— Start INFORMATION SUPPLIED —

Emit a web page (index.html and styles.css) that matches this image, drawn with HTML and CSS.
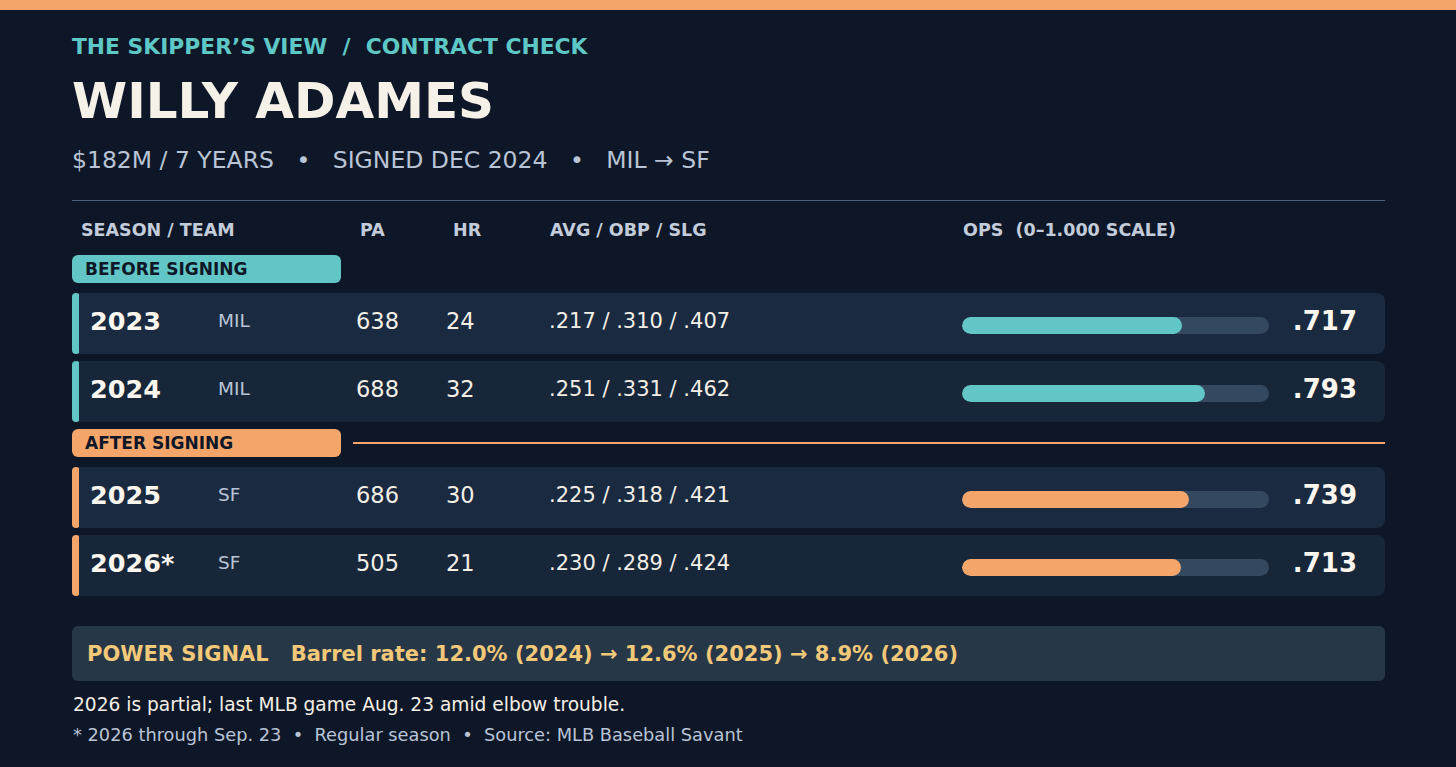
FILE: index.html
```html
<!DOCTYPE html>
<html>
<head>
<meta charset="utf-8">
<link rel="stylesheet" href="styles.css">
</head>
<body>
<div class="topbar"></div>
<main class="page">
  <div class="kicker">THE SKIPPER’S VIEW &nbsp;/&nbsp; CONTRACT CHECK</div>
  <h1 class="title">WILLY ADAMES</h1>
  <div class="sub"><span>$182M / 7 YEARS</span><span class="dot">•</span><span>SIGNED DEC 2024</span><span class="dot">•</span><span>MIL → SF</span></div>
  <div class="rule"></div>
  <div class="head">
    <span>SEASON / TEAM</span><span>PA</span><span>HR</span><span>AVG / OBP / SLG</span><span>OPS &nbsp;(0–1.000 SCALE)</span>
  </div>

  <div class="group-label first"><span class="pill teal">BEFORE SIGNING</span></div>
  <div class="row teal">
    <div class="accent"></div>
    <div class="card light">
      <span class="yr">2023</span><span class="tm">MIL</span><span class="num">638</span><span class="num">24</span><span class="slash">.217 / .310 / .407</span>
      <span class="track"><span class="fill" style="width:71.7%"></span></span><span class="ops">.717</span>
    </div>
  </div>
  <div class="row teal">
    <div class="accent"></div>
    <div class="card dark">
      <span class="yr">2024</span><span class="tm">MIL</span><span class="num">688</span><span class="num">32</span><span class="slash">.251 / .331 / .462</span>
      <span class="track"><span class="fill" style="width:79.3%"></span></span><span class="ops">.793</span>
    </div>
  </div>

  <div class="group-label"><span class="pill orange">AFTER SIGNING</span><span class="gline"></span></div>
  <div class="row orange">
    <div class="accent"></div>
    <div class="card light">
      <span class="yr">2025</span><span class="tm">SF</span><span class="num">686</span><span class="num">30</span><span class="slash">.225 / .318 / .421</span>
      <span class="track"><span class="fill" style="width:73.9%"></span></span><span class="ops">.739</span>
    </div>
  </div>
  <div class="row orange">
    <div class="accent"></div>
    <div class="card dark">
      <span class="yr">2026*</span><span class="tm">SF</span><span class="num">505</span><span class="num">21</span><span class="slash">.230 / .289 / .424</span>
      <span class="track"><span class="fill" style="width:71.3%"></span></span><span class="ops">.713</span>
    </div>
  </div>

  <div class="signal"><span class="sig-k">POWER SIGNAL</span><span class="sig-v">Barrel rate: 12.0% (2024) → 12.6% (2025) → 8.9% (2026)</span></div>
  <p class="note">2026 is partial; last MLB game Aug. 23 amid elbow trouble.</p>
  <p class="foot">* 2026 through Sep. 23 &nbsp;•&nbsp; Regular season &nbsp;•&nbsp; Source: MLB Baseball Savant</p>
</main>
</body>
</html>
```
FILE: styles.css
```css
* { box-sizing: border-box; }
html, body { margin: 0; padding: 0; }
body {
  background: #0e1727;
  font-family: "DejaVu Sans", sans-serif;
  color: #f4efe6;
  width: 1456px;
  height: 767px;
  overflow: hidden;
}
.topbar { height: 10px; background: #f4a66a; }
.page { padding: 0 71px 0 72px; }
.kicker {
  margin-top: 24px;
  font-size: 21.8px;
  font-weight: bold;
  color: #5ec8c6;
  line-height: 26px;
}
.title {
  margin: 11px 0 0;
  font-size: 50px;
  line-height: 60px;
  font-weight: bold;
  color: #f6f1e8;
  letter-spacing: 0;
}
.sub {
  margin-top: 15px;
  font-size: 23.5px;
  line-height: 28px;
  color: #b9c4d6;
  display: flex;
}
.sub .dot { margin: 0 22.5px; }
.rule { margin-top: 26px; height: 1px; background: #4c627c; }
.head {
  display: grid;
  grid-template-columns: 279px 93px 97px 413px 1fr;
  padding-left: 9px;
  margin-top: 19px;
  font-size: 17.5px;
  font-weight: bold;
  color: #c3ccda;
  line-height: 20px;
}
.group-label {
  display: flex;
  align-items: center;
  margin-top: 7px;
  height: 28px;
}
.group-label.first { margin-top: 15px; }
.pill {
  width: 269px;
  height: 28px;
  border-radius: 6px;
  font-size: 17px;
  font-weight: bold;
  color: #0e1727;
  padding-left: 13px;
  line-height: 28px;
}
.pill.teal { background: #62c6c6; }
.pill.orange { background: #f4a66a; }
.gline { flex: 1; height: 1.5px; background: #f4a66a; margin-left: 12px; }
.row {
  display: flex;
  height: 61px;
  margin-top: 7px;
}
.group-label + .row { margin-top: 10px; }
.accent { width: 8px; border-radius: 4px; }
.row.teal .accent, .row.teal .fill { background: #62c6c6; }
.row.orange .accent, .row.orange .fill { background: #f4a66a; }
.card {
  flex: 1;
  display: grid;
  grid-template-columns: 128px 138px 90px 103px 413px 307px 1fr;
  align-items: center;
  padding: 0 28px 6px 11px;
  border-radius: 0 8px 8px 0;
  margin-left: -1px;
}
.card.light { background: #1a2a41; }
.card.dark { background: #172639; }
.yr { font-size: 25.5px; font-weight: bold; color: #fbf7ef; }
.tm { font-size: 18.5px; color: #b9c4d6; }
.num { font-size: 22.5px; color: #f4efe6; }
.slash { font-size: 21px; color: #f4efe6; }
.track {
  display: block;
  height: 17px;
  margin-top: 10px;
  border-radius: 9px;
  background: #34495f;
  overflow: hidden;
}
.fill { display: block; height: 100%; border-radius: 9px; }
.ops { text-align: right; font-size: 26px; font-weight: bold; color: #fbf7ef; }
.signal {
  margin-top: 30px;
  height: 55px;
  border-radius: 6px;
  background: #263748;
  display: flex;
  align-items: center;
  padding-left: 15px;
  font-size: 21px;
  font-weight: bold;
  color: #f2c879;
}
.sig-k { margin-right: 22px; }
.note { margin: 13px 0 0 1px; font-size: 18.6px; line-height: 22px; color: #f4efe6; }
.foot { margin: 8px 0 0 1px; font-size: 17.8px; line-height: 22px; color: #b9c4d6; }
```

— End INFORMATION SUPPLIED —

### EXERCISE DIRECTIONS
Reproduce every line of the material precisely, omitting its pictures.

### EXERCISE SOLUTION
Emit a web page (index.html and styles.css) that matches this image, drawn with HTML and CSS.
FILE: index.html
```html
<!DOCTYPE html>
<html>
<head>
<meta charset="utf-8">
<link rel="stylesheet" href="styles.css">
</head>
<body>
<div class="topbar"></div>
<main class="page">
  <div class="kicker">THE SKIPPER’S VIEW &nbsp;/&nbsp; CONTRACT CHECK</div>
  <h1 class="title">WILLY ADAMES</h1>
  <div class="sub"><span>$182M / 7 YEARS</span><span class="dot">•</span><span>SIGNED DEC 2024</span><span class="dot">•</span><span>MIL → SF</span></div>
  <div class="rule"></div>
  <div class="head">
    <span>SEASON / TEAM</span><span>PA</span><span>HR</span><span>AVG / OBP / SLG</span><span>OPS &nbsp;(0–1.000 SCALE)</span>
  </div>

  <div class="group-label first"><span class="pill teal">BEFORE SIGNING</span></div>
  <div class="row teal">
    <div class="accent"></div>
    <div class="card light">
      <span class="yr">2023</span><span class="tm">MIL</span><span class="num">638</span><span class="num">24</span><span class="slash">.217 / .310 / .407</span>
      <span class="track"><span class="fill" style="width:71.7%"></span></span><span class="ops">.717</span>
    </div>
  </div>
  <div class="row teal">
    <div class="accent"></div>
    <div class="card dark">
      <span class="yr">2024</span><span class="tm">MIL</span><span class="num">688</span><span class="num">32</span><span class="slash">.251 / .331 / .462</span>
      <span class="track"><span class="fill" style="width:79.3%"></span></span><span class="ops">.793</span>
    </div>
  </div>

  <div class="group-label"><span class="pill orange">AFTER SIGNING</span><span class="gline"></span></div>
  <div class="row orange">
    <div class="accent"></div>
    <div class="card light">
      <span class="yr">2025</span><span class="tm">SF</span><span class="num">686</span><span class="num">30</span><span class="slash">.225 / .318 / .421</span>
      <span class="track"><span class="fill" style="width:73.9%"></span></span><span class="ops">.739</span>
    </div>
  </div>
  <div class="row orange">
    <div class="accent"></div>
    <div class="card dark">
      <span class="yr">2026*</span><span class="tm">SF</span><span class="num">505</span><span class="num">21</span><span class="slash">.230 / .289 / .424</span>
      <span class="track"><span class="fill" style="width:71.3%"></span></span><span class="ops">.713</span>
    </div>
  </div>

  <div class="signal"><span class="sig-k">POWER SIGNAL</span><span class="sig-v">Barrel rate: 12.0% (2024) → 12.6% (2025) → 8.9% (2026)</span></div>
  <p class="note">2026 is partial; last MLB game Aug. 23 amid elbow trouble.</p>
  <p class="foot">* 2026 through Sep. 23 &nbsp;•&nbsp; Regular season &nbsp;•&nbsp; Source: MLB Baseball Savant</p>
</main>
</body>
</html>
```
FILE: styles.css
```css
* { box-sizing: border-box; }
html, body { margin: 0; padding: 0; }
body {
  background: #0e1727;
  font-family: "DejaVu Sans", sans-serif;
  color: #f4efe6;
  width: 1456px;
  height: 767px;
  overflow: hidden;
}
.topbar { height: 10px; background: #f4a66a; }
.page { padding: 0 71px 0 72px; }
.kicker {
  margin-top: 24px;
  font-size: 21.8px;
  font-weight: bold;
  color: #5ec8c6;
  line-height: 26px;
}
.title {
  margin: 11px 0 0;
  font-size: 50px;
  line-height: 60px;
  font-weight: bold;
  color: #f6f1e8;
  letter-spacing: 0;
}
.sub {
  margin-top: 15px;
  font-size: 23.5px;
  line-height: 28px;
  color: #b9c4d6;
  display: flex;
}
.sub .dot { margin: 0 22.5px; }
.rule { margin-top: 26px; height: 1px; background: #4c627c; }
.head {
  display: grid;
  grid-template-columns: 279px 93px 97px 413px 1fr;
  padding-left: 9px;
  margin-top: 19px;
  font-size: 17.5px;
  font-weight: bold;
  color: #c3ccda;
  line-height: 20px;
}
.group-label {
  display: flex;
  align-items: center;
  margin-top: 7px;
  height: 28px;
}
.group-label.first { margin-top: 15px; }
.pill {
  width: 269px;
  height: 28px;
  border-radius: 6px;
  font-size: 17px;
  font-weight: bold;
  color: #0e1727;
  padding-left: 13px;
  line-height: 28px;
}
.pill.teal { background: #62c6c6; }
.pill.orange { background: #f4a66a; }
.gline { flex: 1; height: 1.5px; background: #f4a66a; margin-left: 12px; }
.row {
  display: flex;
  height: 61px;
  margin-top: 7px;
}
.group-label + .row { margin-top: 10px; }
.accent { width: 8px; border-radius: 4px; }
.row.teal .accent, .row.teal .fill { background: #62c6c6; }
.row.orange .accent, .row.orange .fill { background: #f4a66a; }
.card {
  flex: 1;
  display: grid;
  grid-template-columns: 128px 138px 90px 103px 413px 307px 1fr;
  align-items: center;
  padding: 0 28px 6px 11px;
  border-radius: 0 8px 8px 0;
  margin-left: -1px;
}
.card.light { background: #1a2a41; }
.card.dark { background: #172639; }
.yr { font-size: 25.5px; font-weight: bold; color: #fbf7ef; }
.tm { font-size: 18.5px; color: #b9c4d6; }
.num { font-size: 22.5px; color: #f4efe6; }
.slash { font-size: 21px; color: #f4efe6; }
.track {
  display: block;
  height: 17px;
  margin-top: 10px;
  border-radius: 9px;
  background: #34495f;
  overflow: hidden;
}
.fill { display: block; height: 100%; border-radius: 9px; }
.ops { text-align: right; font-size: 26px; font-weight: bold; color: #fbf7ef; }
.signal {
  margin-top: 30px;
  height: 55px;
  border-radius: 6px;
  background: #263748;
  display: flex;
  align-items: center;
  padding-left: 15px;
  font-size: 21px;
  font-weight: bold;
  color: #f2c879;
}
.sig-k { margin-right: 22px; }
.note { margin: 13px 0 0 1px; font-size: 18.6px; line-height: 22px; color: #f4efe6; }
.foot { margin: 8px 0 0 1px; font-size: 17.8px; line-height: 22px; color: #b9c4d6; }
```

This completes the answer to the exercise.